• Dataset content:

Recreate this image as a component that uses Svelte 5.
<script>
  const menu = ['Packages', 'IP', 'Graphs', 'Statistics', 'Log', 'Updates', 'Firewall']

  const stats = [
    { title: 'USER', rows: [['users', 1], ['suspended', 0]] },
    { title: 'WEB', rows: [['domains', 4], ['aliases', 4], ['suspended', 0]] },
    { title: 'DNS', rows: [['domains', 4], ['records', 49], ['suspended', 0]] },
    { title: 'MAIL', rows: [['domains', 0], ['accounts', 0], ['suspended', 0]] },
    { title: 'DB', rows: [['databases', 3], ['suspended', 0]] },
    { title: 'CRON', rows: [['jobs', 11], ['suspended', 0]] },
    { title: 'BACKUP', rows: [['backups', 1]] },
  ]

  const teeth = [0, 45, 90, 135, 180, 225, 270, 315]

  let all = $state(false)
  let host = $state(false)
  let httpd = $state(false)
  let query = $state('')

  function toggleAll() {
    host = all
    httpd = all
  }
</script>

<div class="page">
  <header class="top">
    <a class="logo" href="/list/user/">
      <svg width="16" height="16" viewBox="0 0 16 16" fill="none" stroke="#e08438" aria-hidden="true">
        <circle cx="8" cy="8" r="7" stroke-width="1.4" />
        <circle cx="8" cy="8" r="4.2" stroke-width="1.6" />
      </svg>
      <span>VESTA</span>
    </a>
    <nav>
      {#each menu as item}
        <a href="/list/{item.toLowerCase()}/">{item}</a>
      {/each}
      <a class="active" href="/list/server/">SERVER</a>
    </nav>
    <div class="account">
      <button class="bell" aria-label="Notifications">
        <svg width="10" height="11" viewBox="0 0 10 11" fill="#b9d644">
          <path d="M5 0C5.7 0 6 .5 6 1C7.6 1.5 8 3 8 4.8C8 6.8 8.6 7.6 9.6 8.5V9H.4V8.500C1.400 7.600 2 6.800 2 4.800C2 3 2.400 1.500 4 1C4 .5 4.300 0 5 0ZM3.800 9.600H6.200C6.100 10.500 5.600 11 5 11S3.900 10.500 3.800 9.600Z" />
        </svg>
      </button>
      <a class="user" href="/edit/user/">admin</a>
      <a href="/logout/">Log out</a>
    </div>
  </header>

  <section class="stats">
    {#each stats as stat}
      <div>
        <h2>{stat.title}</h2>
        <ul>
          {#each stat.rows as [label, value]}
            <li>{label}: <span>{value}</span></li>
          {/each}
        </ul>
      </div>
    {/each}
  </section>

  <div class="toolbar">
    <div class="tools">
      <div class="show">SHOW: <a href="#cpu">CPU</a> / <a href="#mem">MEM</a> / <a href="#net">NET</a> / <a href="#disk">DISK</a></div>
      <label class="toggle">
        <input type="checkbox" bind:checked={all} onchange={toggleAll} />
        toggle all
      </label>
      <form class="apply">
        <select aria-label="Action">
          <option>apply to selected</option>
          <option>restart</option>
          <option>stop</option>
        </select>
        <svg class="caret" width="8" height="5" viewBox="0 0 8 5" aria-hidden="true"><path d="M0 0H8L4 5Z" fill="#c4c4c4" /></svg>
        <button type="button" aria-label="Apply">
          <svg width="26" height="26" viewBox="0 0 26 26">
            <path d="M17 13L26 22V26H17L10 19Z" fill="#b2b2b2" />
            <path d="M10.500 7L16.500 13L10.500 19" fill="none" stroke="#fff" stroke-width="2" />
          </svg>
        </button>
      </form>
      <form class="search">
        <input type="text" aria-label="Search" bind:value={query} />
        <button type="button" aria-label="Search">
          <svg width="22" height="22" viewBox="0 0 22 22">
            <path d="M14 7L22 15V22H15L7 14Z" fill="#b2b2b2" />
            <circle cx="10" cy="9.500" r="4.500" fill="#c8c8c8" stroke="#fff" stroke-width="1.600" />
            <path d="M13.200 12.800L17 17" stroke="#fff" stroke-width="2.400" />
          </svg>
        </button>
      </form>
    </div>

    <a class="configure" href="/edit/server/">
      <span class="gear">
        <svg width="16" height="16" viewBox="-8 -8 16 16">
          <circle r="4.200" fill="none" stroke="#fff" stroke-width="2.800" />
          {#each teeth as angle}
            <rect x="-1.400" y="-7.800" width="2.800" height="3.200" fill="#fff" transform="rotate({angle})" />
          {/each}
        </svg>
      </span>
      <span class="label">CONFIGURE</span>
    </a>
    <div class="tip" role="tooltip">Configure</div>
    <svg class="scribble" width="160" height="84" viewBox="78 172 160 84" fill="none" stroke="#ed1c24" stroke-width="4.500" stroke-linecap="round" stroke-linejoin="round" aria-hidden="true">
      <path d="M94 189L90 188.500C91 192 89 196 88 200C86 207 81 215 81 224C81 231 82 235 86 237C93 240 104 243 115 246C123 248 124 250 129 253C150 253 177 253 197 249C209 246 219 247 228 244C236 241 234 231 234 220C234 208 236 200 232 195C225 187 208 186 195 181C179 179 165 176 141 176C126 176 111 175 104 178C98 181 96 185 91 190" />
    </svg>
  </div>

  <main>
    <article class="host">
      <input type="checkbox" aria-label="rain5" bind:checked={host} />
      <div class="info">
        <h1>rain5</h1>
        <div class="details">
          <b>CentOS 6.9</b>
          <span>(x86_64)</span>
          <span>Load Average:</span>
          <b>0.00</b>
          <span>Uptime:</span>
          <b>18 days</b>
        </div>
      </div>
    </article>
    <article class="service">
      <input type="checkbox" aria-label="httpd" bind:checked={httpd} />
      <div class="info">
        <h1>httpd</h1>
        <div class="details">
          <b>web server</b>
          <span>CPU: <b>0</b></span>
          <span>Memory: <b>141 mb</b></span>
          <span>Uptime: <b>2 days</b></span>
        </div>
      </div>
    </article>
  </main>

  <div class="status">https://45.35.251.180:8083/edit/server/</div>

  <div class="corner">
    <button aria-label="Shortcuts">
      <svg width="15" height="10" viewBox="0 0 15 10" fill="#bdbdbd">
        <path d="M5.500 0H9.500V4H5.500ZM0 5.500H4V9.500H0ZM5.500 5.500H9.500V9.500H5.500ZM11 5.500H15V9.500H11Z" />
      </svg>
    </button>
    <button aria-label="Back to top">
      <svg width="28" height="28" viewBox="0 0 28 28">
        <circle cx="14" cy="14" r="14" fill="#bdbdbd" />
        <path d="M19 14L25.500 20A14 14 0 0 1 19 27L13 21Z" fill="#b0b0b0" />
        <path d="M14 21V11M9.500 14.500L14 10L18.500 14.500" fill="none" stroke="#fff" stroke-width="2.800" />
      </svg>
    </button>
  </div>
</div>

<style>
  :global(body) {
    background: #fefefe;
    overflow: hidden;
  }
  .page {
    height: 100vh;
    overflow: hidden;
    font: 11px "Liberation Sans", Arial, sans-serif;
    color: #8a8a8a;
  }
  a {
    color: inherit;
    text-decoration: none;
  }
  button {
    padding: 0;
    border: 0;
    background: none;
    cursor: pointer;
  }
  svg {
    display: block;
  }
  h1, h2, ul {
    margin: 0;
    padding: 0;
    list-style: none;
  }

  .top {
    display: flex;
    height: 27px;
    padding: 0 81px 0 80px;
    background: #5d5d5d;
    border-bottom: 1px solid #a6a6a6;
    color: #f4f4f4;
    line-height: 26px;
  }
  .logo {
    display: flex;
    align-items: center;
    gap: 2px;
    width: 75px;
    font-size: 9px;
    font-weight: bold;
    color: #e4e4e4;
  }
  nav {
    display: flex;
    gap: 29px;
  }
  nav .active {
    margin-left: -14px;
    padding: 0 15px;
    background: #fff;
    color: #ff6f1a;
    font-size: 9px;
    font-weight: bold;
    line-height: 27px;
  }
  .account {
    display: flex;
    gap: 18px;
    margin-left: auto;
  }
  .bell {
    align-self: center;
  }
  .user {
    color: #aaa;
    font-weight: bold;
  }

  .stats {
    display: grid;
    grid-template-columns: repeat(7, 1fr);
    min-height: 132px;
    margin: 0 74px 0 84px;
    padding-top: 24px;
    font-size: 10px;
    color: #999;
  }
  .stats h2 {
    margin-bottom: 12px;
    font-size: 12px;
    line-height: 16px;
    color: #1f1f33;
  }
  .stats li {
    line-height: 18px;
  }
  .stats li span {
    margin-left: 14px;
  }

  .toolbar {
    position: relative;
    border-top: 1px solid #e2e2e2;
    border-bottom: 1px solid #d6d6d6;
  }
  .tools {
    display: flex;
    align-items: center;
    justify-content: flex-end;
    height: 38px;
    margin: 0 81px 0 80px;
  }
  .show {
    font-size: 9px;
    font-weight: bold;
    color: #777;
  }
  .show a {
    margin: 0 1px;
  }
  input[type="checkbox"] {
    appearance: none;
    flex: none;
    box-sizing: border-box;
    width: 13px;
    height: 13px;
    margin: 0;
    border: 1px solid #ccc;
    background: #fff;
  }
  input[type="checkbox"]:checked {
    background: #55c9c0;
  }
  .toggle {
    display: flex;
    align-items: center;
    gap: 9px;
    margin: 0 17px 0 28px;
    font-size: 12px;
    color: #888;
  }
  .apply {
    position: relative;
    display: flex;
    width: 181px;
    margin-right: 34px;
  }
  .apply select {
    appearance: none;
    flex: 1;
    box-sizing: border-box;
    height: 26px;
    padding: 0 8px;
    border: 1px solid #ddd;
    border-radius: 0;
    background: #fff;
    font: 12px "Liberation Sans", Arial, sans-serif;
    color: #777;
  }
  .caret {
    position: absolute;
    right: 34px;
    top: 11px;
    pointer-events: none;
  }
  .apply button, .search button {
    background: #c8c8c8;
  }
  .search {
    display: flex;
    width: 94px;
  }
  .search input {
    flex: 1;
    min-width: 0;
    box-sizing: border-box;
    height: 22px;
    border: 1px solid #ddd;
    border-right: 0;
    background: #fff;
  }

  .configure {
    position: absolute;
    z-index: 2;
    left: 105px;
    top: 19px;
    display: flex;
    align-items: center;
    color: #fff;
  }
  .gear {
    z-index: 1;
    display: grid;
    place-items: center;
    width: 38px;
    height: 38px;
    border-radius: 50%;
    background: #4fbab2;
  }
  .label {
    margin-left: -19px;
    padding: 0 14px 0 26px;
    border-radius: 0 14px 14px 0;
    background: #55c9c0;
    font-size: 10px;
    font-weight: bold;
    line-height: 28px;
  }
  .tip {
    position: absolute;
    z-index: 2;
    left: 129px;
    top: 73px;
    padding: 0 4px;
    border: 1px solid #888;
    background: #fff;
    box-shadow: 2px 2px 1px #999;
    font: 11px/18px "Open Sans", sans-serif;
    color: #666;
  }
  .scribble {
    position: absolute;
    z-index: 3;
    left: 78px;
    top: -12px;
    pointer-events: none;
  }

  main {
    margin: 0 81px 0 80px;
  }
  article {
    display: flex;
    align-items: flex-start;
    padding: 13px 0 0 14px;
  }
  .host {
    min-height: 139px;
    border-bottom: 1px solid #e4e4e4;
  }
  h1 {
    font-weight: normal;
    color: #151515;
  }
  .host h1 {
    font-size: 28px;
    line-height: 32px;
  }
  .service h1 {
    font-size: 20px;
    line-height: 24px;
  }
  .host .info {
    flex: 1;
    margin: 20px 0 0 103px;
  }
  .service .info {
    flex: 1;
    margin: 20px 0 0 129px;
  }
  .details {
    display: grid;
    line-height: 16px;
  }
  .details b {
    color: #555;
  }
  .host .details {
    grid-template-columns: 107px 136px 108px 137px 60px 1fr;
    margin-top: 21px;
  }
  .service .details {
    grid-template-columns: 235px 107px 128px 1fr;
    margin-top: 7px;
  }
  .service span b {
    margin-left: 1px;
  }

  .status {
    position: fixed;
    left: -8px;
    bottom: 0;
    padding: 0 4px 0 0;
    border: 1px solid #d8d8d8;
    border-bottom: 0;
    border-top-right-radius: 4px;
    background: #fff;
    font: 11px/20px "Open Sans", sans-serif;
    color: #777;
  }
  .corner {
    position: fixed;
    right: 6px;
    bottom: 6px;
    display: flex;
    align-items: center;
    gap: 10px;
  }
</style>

• The problem: From the first line above through the line that contains "let query = $state('')", quote each line exactly. Output nothing more.

• Right answer:
Recreate this image as a component that uses Svelte 5.
<script>
  const menu = ['Packages', 'IP', 'Graphs', 'Statistics', 'Log', 'Updates', 'Firewall']

  const stats = [
    { title: 'USER', rows: [['users', 1], ['suspended', 0]] },
    { title: 'WEB', rows: [['domains', 4], ['aliases', 4], ['suspended', 0]] },
    { title: 'DNS', rows: [['domains', 4], ['records', 49], ['suspended', 0]] },
    { title: 'MAIL', rows: [['domains', 0], ['accounts', 0], ['suspended', 0]] },
    { title: 'DB', rows: [['databases', 3], ['suspended', 0]] },
    { title: 'CRON', rows: [['jobs', 11], ['suspended', 0]] },
    { title: 'BACKUP', rows: [['backups', 1]] },
  ]

  const teeth = [0, 45, 90, 135, 180, 225, 270, 315]

  let all = $state(false)
  let host = $state(false)
  let httpd = $state(false)
  let query = $state('')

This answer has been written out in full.